Here’s potential Democratic Presidential candidate, Senator Elizabeth Warren, with her bold proposal, published on Medium to help millions of American shed this burden:
An excerpt:
Higher education opened a million doors for me. It’s how the daughter of a janitor in a small town in Oklahoma got to become a teacher, a law school professor, a U.S. Senator, and eventually, a candidate for President of the United States.
Today, it’s virtually impossible for a young person to find that kind of opportunity. As states have invested less per-student at community colleges and public four-year colleges, the schools themselves have raised tuition and fees to make up the gap.
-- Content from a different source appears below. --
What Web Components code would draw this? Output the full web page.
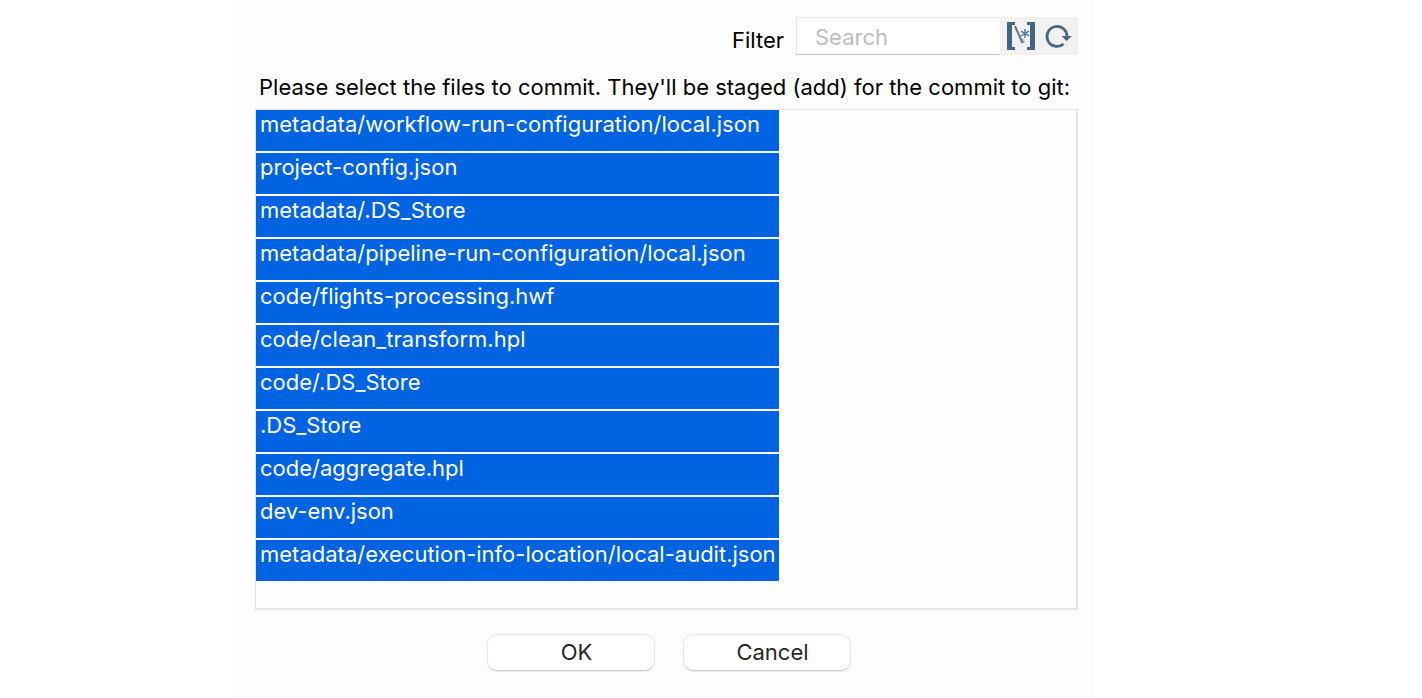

And rather than stepping in to hold states accountable, or to pick up more of the tab and keep costs reasonable, the federal government went with a third option: pushing families that can’t afford to pay the outrageous costs of higher education towards taking out loans.
The result is a huge student loan debt burden that’s crushing millions of families and acting as an anchor on our economy. It’s reducing home ownership rates. It’s leading fewer people to start businesses. It’s forcing students to drop out of school before getting a degree. It’s a problem for all of us.
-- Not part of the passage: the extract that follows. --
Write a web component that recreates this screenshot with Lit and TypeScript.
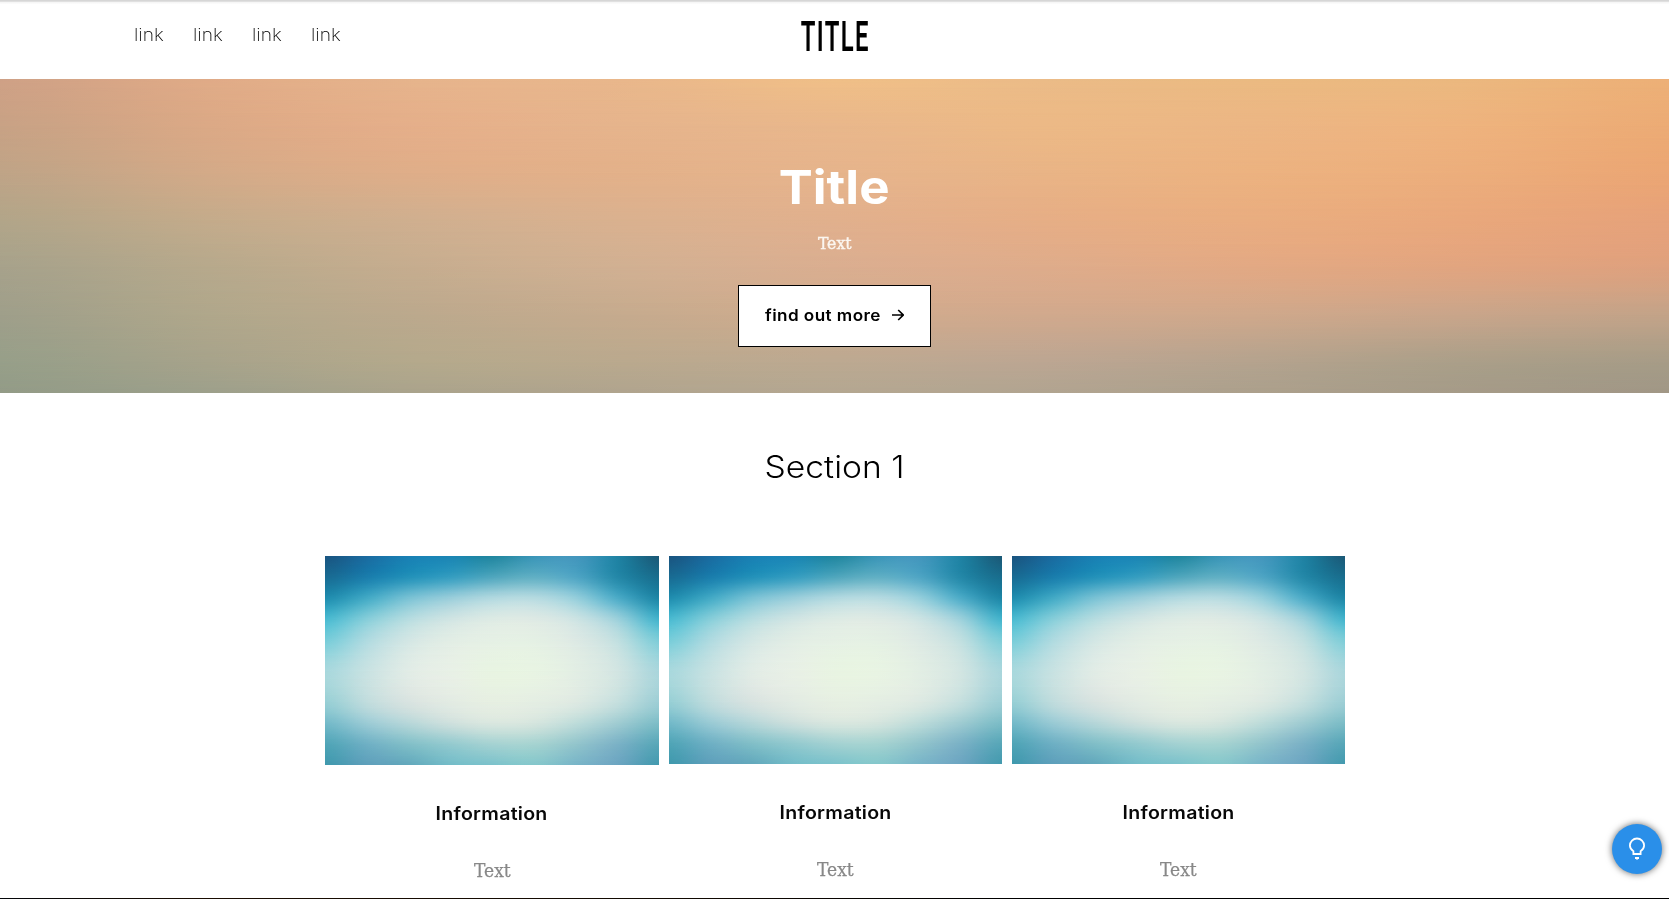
import { LitElement, html, css } from "lit";
import { customElement, property } from "lit/decorators.js";
import { styleMap } from "lit/directives/style-map.js";

type Mesh = Array<[number, string]>;
type Rgb = number[];

const DUSK: Mesh = [
  [0, "cfa186 e0ab87 e6b48c e9b78b f0bf87 ebbb87 ebba81 ebb87f edb077"],
  [15, "c8a285 dba986 e5af8a e6b48c e9b78b ecb986 ecb684 eeb37e ecab75"],
  [30, "bfa487 d3aa88 dfae89 e3b18a e6b48c e9b486 ecb280 ecae7c eba674"],
  [45, "b2a589 c4ab8b d0af8f dab18f e1b08d e6ae86 e9ad80 e9a87c e6a27a"],
  [60, "a7a28b b7a98c c6ad8f d1b092 daae90 deac8b e2a984 e1a580 dea17e"],
  [75, "9f9f8a b0a78b bca98d c6ab8e cfab8d d1a98d cfa88b c9a58a c3a388"],
  [90, "979f89 a7a38b b4a98c baa98e bca991 bca692 b5a38e ab9f89 a79c87"],
  [100, "939b87 9da08b aaa38c b0a48e b4a791 b1a490 aca08c a69b88 a19786"],
];

const LAGOON: Mesh = [
  [0, "1a5480 1b6ba0 1a80b4 1b85b4 20869f 3a95b8 4496bd 2083a4 1b5876"],
  [10, "196b92 1a7dac 2391b9 359dc0 4fa6bd 60afc4 4fa5c4 2488a8 196d8d"],
  [20, "1f8cae 42a9c5 78c1d4 98cdda b0d8df b5dae0 95cedb 4cabc7 1d85a5"],
  [30, "48b9d0 85cdd9 b5dce0 cfe4e3 dceae4 dde9e4 cce3e3 9bd0db 41b2cb"],
  [40, "75ccd9 aedae0 d2e6e4 e1ede5 e5f0e5 e4f0e4 dce9e4 c0dfe0 7bccd8"],
  [55, "a8d8dd c8e2e2 e1ece6 e8f0e6 e8f4e2 e8f4e3 e2eee4 d2e5e2 a9d6dc"],
  [70, "97cfd5 c0dcdd d8e3e0 e2ebe3 e6efe2 e4eee3 dde9e2 c5dfde 9dced5"],
  [80, "74bac9 9bcbd5 b7d7d9 cee0dd d9e7df d5e5de bedcda a0ccd2 7dbdc7"],
  [90, "50a5b7 6fb0c4 82bfc8 94cacf a5d2d2 a6d3d1 93c5cc 7bb2c6 58a7b8"],
  [100, "3f99ad 5e9fbb 62a8bc 73bcc8 7bc2cb 84c7cb 78b5c8 6ca5c1 439aae"],
];

const parse = (row: string): Rgb[] =>
  row.split(" ").map((c) => [0, 2, 4].map((i) => parseInt(c.slice(i, i + 2), 16)));

/** Catmull-Rom value at t between the second and third of four samples. */
const spline = (p: number[], t: number) =>
  p[1] +
  0.5 * t * (p[2] - p[0] + t * (2 * p[0] - 5 * p[1] + 4 * p[2] - p[3] + t * (3 * (p[1] - p[2]) + p[3] - p[0])));

/** Inserts smooth in-between samples into a list of number vectors. */
function refine(list: Rgb[], steps: number): Rgb[] {
  const at = (i: number) => list[Math.max(0, Math.min(list.length - 1, i))];
  const out: Rgb[] = [];
  for (let i = 0; i < list.length - 1; i++) {
    for (let s = 0; s < steps; s++) {
      out.push(list[i].map((_, k) => spline([at(i - 1)[k], at(i)[k], at(i + 1)[k], at(i + 2)[k]], s / steps)));
    }
  }
  out.push(list[list.length - 1]);
  return out;
}

/** Fills its box with a colour mesh: one horizontal gradient per row, each fading in over the previous one. */
@customElement("mesh-fill")
export class MeshFill extends LitElement {
  @property({ attribute: false }) mesh: Mesh = [];

  static styles = css`
    :host { display: grid; overflow: hidden; }
    .row { grid-area: 1 / 1; }
  `;

  render() {
    // Each vector is the row's position followed by its flattened colours.
    const rows = refine(this.mesh.map(([y, c]) => [y, ...refine(parse(c), 4).flat()]), 4);
    return rows.map(([y, ...flat], i) => {
      const stops: string[] = [];
      for (let k = 0; k < flat.length; k += 3) {
        stops.push(`rgb(${flat.slice(k, k + 3).map((v) => v.toFixed(1)).join(" ")})`);
      }
      return html`<div class="row" style=${styleMap({
        backgroundImage: `linear-gradient(to right, ${stops.join(", ")})`,
        maskImage: i ? `linear-gradient(to bottom, transparent ${rows[i - 1][0]}%, #000 ${y}%)` : "none",
      })}></div>`;
    });
  }
}

@customElement("info-card")
export class InfoCard extends LitElement {
  static styles = css`
    :host { display: flex; flex-direction: column; align-items: center; }
    mesh-fill { width: 100%; height: var(--picture-height, 208px); }
    .name {
      margin: 37px 0 0; font: 600 18px/24px Inter, sans-serif;
      letter-spacing: 0.25px; color: #080808; transform: scaleX(1.085);
    }
    .text {
      margin: 33px 0 0; font: 18px/24px "DejaVu Serif", serif; color: #888;
      transform: scaleX(0.95); -webkit-text-stroke: 0.25px #888;
    }
  `;

  render() {
    return html`
      <mesh-fill .mesh=${LAGOON}></mesh-fill>
      <h3 class="name">Information</h3>
      <p class="text">Text</p>
    `;
  }
}

@customElement("app-root")
export class AppRoot extends LitElement {
  static styles = css`
    :host {
      display: block; position: relative; height: 899px; overflow: hidden;
      background: #fff; font-family: Inter, sans-serif; color: #000;
    }
    .page { display: flex; flex-direction: column; height: 100%; }
    .bar {
      box-sizing: border-box; flex: none; height: 79px; padding: 0 134px;
      display: grid; grid-template-columns: 1fr auto 1fr; align-items: start;
      background: linear-gradient(#d6d6d6 0 1px, #e0e0e0 1px 2px, #f6f6f6 2px 3px, #fff 4px);
    }
    .links { display: flex; gap: 30px; padding-top: 23px; }
    .link {
      width: 29px; font-size: 17.5px; line-height: 24px; font-weight: 200;
      white-space: nowrap; color: #000; text-decoration: none;
      transform: scaleX(1.1); transform-origin: left;
    }
    .brand {
      padding-top: 10px; font: 600 43px/52px Roboto, sans-serif;
      width: 68px; display: flex; justify-content: center;
    }
    .brand-name { letter-spacing: 2.5px; margin-right: -2.5px; transform: scaleX(0.555); }
    .hero { flex: none; display: grid; height: 314px; }
    .hero-fill { grid-area: 1 / 1; }
    .hero-body {
      grid-area: 1 / 1; z-index: 1;
      display: flex; flex-direction: column; align-items: center; color: #fff;
    }
    .hero-title {
      margin: 78px 0 0; font-size: 47px; line-height: 60px; font-weight: 700;
      transform: scaleX(1.085);
    }
    .hero-text {
      margin: 15px 0 0; font: 16.5px/24px "DejaVu Serif", serif; transform: scaleX(0.95);
      color: #fbf6f0; -webkit-text-stroke: 0.4px #fbf6f0;
    }
    .cta {
      box-sizing: border-box; width: 193px; height: 62px; margin-top: 29px; padding: 0 26px 2px 26px;
      display: flex; align-items: center; justify-content: space-between;
      border: 1px solid #000; background: #fff; color: #000;
      font: 600 16px/20px Inter, sans-serif; letter-spacing: 0.4px; white-space: nowrap;
    }
    .cta-label { transform: scaleX(1.07); transform-origin: left; }
    .arrow { width: 12px; height: 12px; }
    .section-title {
      margin: 53px 0 0; text-align: center; font-size: 31px; line-height: 42px; font-weight: 300;
      transform: scaleX(1.085);
    }
    .cards {
      display: grid; grid-template-columns: 334px 333px 333px; gap: 10px;
      justify-content: start; margin: 68px 0 0 325px;
    }
    .tall { --picture-height: 209px; }
    .next { height: 1px; margin-top: auto; background: linear-gradient(to right, #05070a, #1a0d02 12%, #120a02 40%, #000 60%); }
    .tip {
      position: absolute; right: 7px; bottom: 25px; width: 50px; height: 50px; padding: 0;
      border: 0; border-radius: 50%; background: #2a8fe9; color: #fff;
      display: grid; place-items: center; box-shadow: 0 0 7px rgba(0, 0, 0, 0.6);
    }
  `;

  render() {
    return html`
      <div class="page">
        <header class="bar">
          <nav class="links">
            ${[0, 1, 2, 3].map(() => html`<a class="link">link</a>`)}
          </nav>
          <div class="brand"><span class="brand-name">TITLE</span></div>
        </header>
        <section class="hero">
          <mesh-fill class="hero-fill" .mesh=${DUSK}></mesh-fill>
          <div class="hero-body">
            <h1 class="hero-title">Title</h1>
            <p class="hero-text">Text</p>
            <button class="cta">
              <span class="cta-label">find out more</span>
              <svg class="arrow" viewBox="0 0 12 12" fill="none" stroke="currentColor" stroke-width="1.7">
                <path d="M0 6H11M6.2 1L11.2 6L6.2 11" />
              </svg>
            </button>
          </div>
        </section>
        <h2 class="section-title">Section 1</h2>
        <div class="cards">
          <info-card class="tall"></info-card>
          <info-card></info-card>
          <info-card></info-card>
        </div>
        <div class="next"></div>
      </div>
      <button class="tip" aria-label="Tips">
        <svg width="18" height="24" viewBox="0 0 18 24" fill="none" stroke="currentColor" stroke-width="1.8">
          <path d="M5.4 17V14.2C3 12.6 1.9 10.9 1.9 8.6A7.1 7.1 0 0 1 16.1 8.6C16.1 10.9 15 12.6 12.6 14.2V17Z" />
          <path d="M7 20H11V22H10L9 23L8 22H7Z" fill="currentColor" stroke="none" />
        </svg>
      </button>
    `;
  }
}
I first saw this piece posted on Twitter — where, not surprisingly, it had gathered 17,741 re-tweets and 66,877 likes.
I paid $660 a year in the mid 1970s to attend University of Toronto, Canada’s top school. Today, resident tuition for and arts & sciences undergraduate is about $5,000.
Not $50,000.
That four-year degree gave me the self-confidence and skills to compete effectively against the most expensively groomed and educated writers in New York, the publishing capital.
But if I had graduated burdened by decades of debt, my life — and my career — would have looked very different. Jose, my husband, had all four years at New Mexico State paid for because his father was a Baptist minister in Santa Fe. He, too, rocketed out of school with a degree, a ton of ambition and the freedom to take chances and learn needed professional skills wherever he best could.
We were really lucky.
Success should not be predicated on luck.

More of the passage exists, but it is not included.